REPUBLIKA.CO.ID, SURABAYA -- Pakar Komunikasi dari Universitas Airlangga Surabaya Suko Widodo menyarankan KPU dan Bawaslu membentuk tim pengawas untuk mencegah adanya klaster baru Covid-19 saat Pemilihan Kepala Daerah (Pilkada) Kota Surabaya 2020. "Tim pengawas terdiri dari ahli kesehatan dan epidemiologi," ujarnya ketika dikonfirmasi di Surabaya, Rabu (9/9) malam.

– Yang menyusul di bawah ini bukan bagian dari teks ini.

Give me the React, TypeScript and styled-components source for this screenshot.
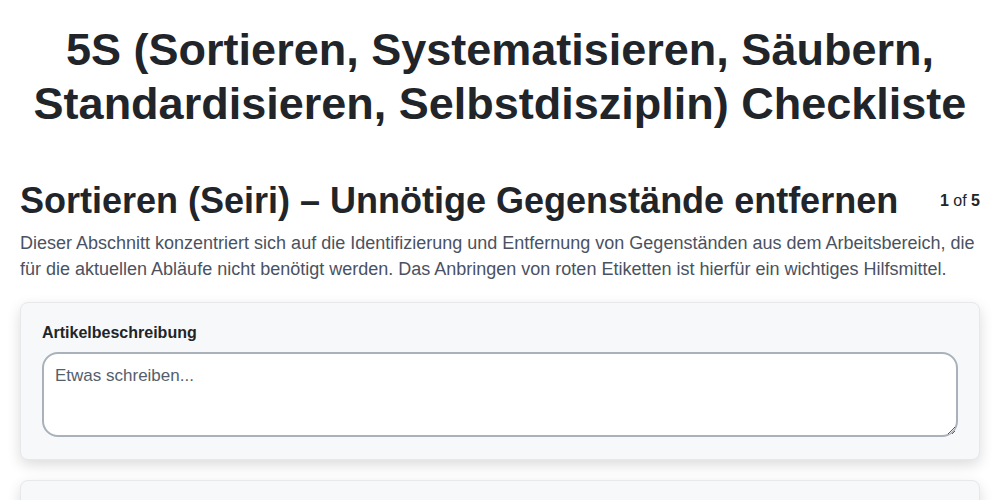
import * as React from "react";
import styled, { createGlobalStyle } from "styled-components";

const GlobalStyle = createGlobalStyle`
  body {
    margin: 0;
    background: #ffffff;
    font-family: "Liberation Sans", Arial, sans-serif;
    color: #212529;
  }
`;

const Page = styled.div`
  padding: 0 20px 40px;
`;

const Title = styled.h1`
  margin: 23px 0 0;
  text-align: center;
  font-size: 45px;
  line-height: 54px;
  font-weight: bold;
  color: #212529;
`;

const Section = styled.section`
  margin-top: 49px;
`;

const SectionHeader = styled.div`
  display: flex;
  align-items: center;
  justify-content: space-between;
`;

const SectionTitle = styled.h2`
  margin: 0;
  font-size: 36px;
  line-height: 42px;
  font-weight: bold;
  color: #212529;
`;

const Pager = styled.div`
  font-size: 16px;
  color: #212529;
  b {
    font-weight: bold;
  }
`;

const Description = styled.p`
  margin: 8px 0 0;
  font-size: 18px;
  line-height: 26px;
  color: #4a5262;
`;

const Card = styled.div`
  margin-top: 20px;
  padding: 21px 21px 22px;
  background: #f7f8fa;
  border: 1px solid #e6e8ec;
  border-radius: 8px;
  box-shadow: 0 5px 14px rgba(0, 0, 0, 0.14);
`;

const Label = styled.label`
  display: block;
  font-size: 16px;
  font-weight: bold;
  color: #212529;
  margin-bottom: 10px;
`;

const TextArea = styled.textarea`
  display: block;
  box-sizing: border-box;
  width: 100%;
  height: 85px;
  padding: 12px 11px;
  border: 2px solid #a9b1ba;
  border-radius: 16px;
  background: #ffffff;
  font-family: "Liberation Sans", Arial, sans-serif;
  font-size: 17px;
  color: #212529;
  outline: none;
  &::placeholder {
    color: #555e6b;
  }
`;

export default function App() {
  return (
    <Page>
      <GlobalStyle />
      <Title>
        5S (Sortieren, Systematisieren, Säubern,
        <br />
        Standardisieren, Selbstdisziplin) Checkliste
      </Title>
      <Section>
        <SectionHeader>
          <SectionTitle>Sortieren (Seiri) – Unnötige Gegenstände entfernen</SectionTitle>
          <Pager>
            <b>1</b> of <b>5</b>
          </Pager>
        </SectionHeader>
        <Description>
          Dieser Abschnitt konzentriert sich auf die Identifizierung und Entfernung von Gegenständen aus dem
          Arbeitsbereich, die für die aktuellen Abläufe nicht benötigt werden. Das Anbringen von roten Etiketten ist
          hierfür ein wichtiges Hilfsmittel.
        </Description>
        <Card>
          <Label>Artikelbeschreibung</Label>
          <TextArea placeholder="Etwas schreiben..." />
        </Card>
        <Card>
          <Label>Menge</Label>
          <TextArea placeholder="Etwas schreiben..." />
        </Card>
      </Section>
    </Page>
  );
}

Menurut dia, pembentukan tim dinilai perlu, terlebih terdapat salah seorang bakal calon peserta Pilkada 2020 positif terpapar Covid-19. Pada pelaksanaan Pilkada kali ini, kata dia, sangat berpotensi memunculkan klaster baru Covid-19 karena penyebaran virus salah satunya karena interaksi yang tak berjarak.
"Sementara pada Pilkada 2020 potensi kerumunan sangat terjadi dalam aktivitas politik," ucap Sukowi, sapaan akrabnya.
Bahkan, lanjut dia, siapa pun sekarang ini berpotensi terkena Civid-19 sehingga penyelenggara Pilkada harus kerja ekstra. Dia mengatakan, meski KPU telah membuat larangan berkumpul dan anjuran untuk kampanye melalui daring, keinginan bertemu langsung dengan kandidat akan sulit dibendung.
"Padahal dalam pertemuan itu terjadi interaksi orang yang kadang lalai jalankan protokol kesehatan. Potensi pelanggaran protokol kesehatan sangat terjadi dalam aktivitas politik," katanya.
Dosen FISIP Unair itu juga meminta setiap pasangan calon untuk menahan diri dan tetap mematuhi protokol kesehatan agar tidak adanya klaster baru Covid-19. "Ini Pilkada darurat. Risiko kesempatan manusia amat berat. Paslon harus mengedepankan kesehatan semua orang," ujarnya.
Sebelumnya, Komisi Pemilihan Umum Kota Surabaya mengungkapkan bahwa salah seorang bakal calon peserta Pilkada 2020 positif terpapar Covid-19 berdasarkan hasil tes usap di di RSUD dr Soetomo Surabaya, Senin (7/9). Namun, KPU tidak bersedia mengungkap identitas bakal calon peserta Pilkada Surabaya yang positif Covid-19.
Pilkada Surabaya 9 Desember 2020 diperkirakan diikuti dua pasangan calon, yakni Machfud Arifin-Mujiaman dan Eri Cahyadi-Armuji.